In a new coffee-table book called Steve Holland: The World's Greatest Illustration Art Model, author Michael Stradford reveals that he had a similar experience in the 1960s when he discovered Doc Savage in a Cleveland book store. In this visual and informative book, Stradford delves into the life and career of Holland, the most iconic male model of 20th century literature. My softcover version weighs in at over 200 pages and features hundreds of paperback covers, exclusive photos, and larger than life paintings that honor the man that launched a thousand paperbacks. 

The book's introduction is written by Jason Savas, a friend of mine that inherited Holland's crown in the 1980s. Savas, a former model employed by the esteemed Wilhelmina Model Agency, has been featured on a 1,000 book covers himself. Savas details his experiences in the industry working with Holland, a man he deemed “the consummate pro.” Stradford includes a biography of Savas, featuring a handful of stirring, action-adventure book cover scans as well as the beautiful Steve Assel painting The Iron Marshall (Louis L'Amour) that Savas posed for. 

Stradford's layout is divided into sections dedicated to various eras of Holland's career. For example, numerous pages detailing his paperback career are divided into genres like action, adventure, romance, western, sci-fi, etc. There is a complete section focusing on just the men's adventure magazine paintings, the Doc Savage era, and various advertisements featuring Holland's face or likeness. There is a biography on Holland, and a detailed interview with Holland's daughter Nicole and third wife Jean. Also, author Will Murray's expanded interview with Holland from Starlog is expanded and exclusively included. Murray has been the primary contributor to the Doc Savage series for decades. 

I really enjoyed artists Bob Larkin (Conan, Iron Fist, Hulk) and Bob Caras (The Avenger) discussing their experiences painting Holland. There are so many amazing artists and photographers interviewed for the book, including Alex Ross, Frank Reilly, Joe DeVito, Robert Osonitsch, and Jack Faragasso. It was personally rewarding to learn how humble and kind Holland was as described by his peers, friends and family. I never needed validity, but the real life Holland seemed to parallel the admirable, heroic characters he became on canvas.

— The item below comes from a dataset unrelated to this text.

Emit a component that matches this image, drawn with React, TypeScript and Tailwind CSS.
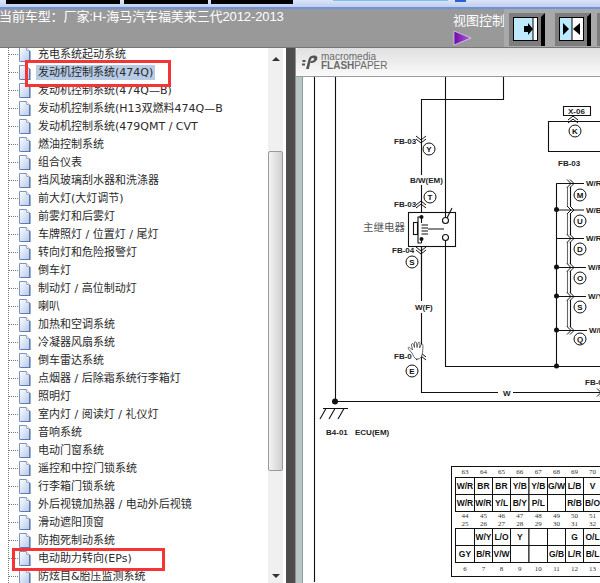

Steve Hollad: The World's Greatest Illustration Art Model is absolutely a mandatory reference for anyone fascinated by 20th century paperbacks, magazines and male-oriented advertisements. I was enthralled for days just researching the paperbacks and building my shopping list based on these incredibly vivid covers. More than 20 years after his death, Holland's face is still selling publications. That is a testament to his phenomenal physique, likable face and ability to provide the perfect likeness for all of these amazing visuals. Stradford has honored Holland in such a beautiful way and I can't thank him enough for his labors in creating it.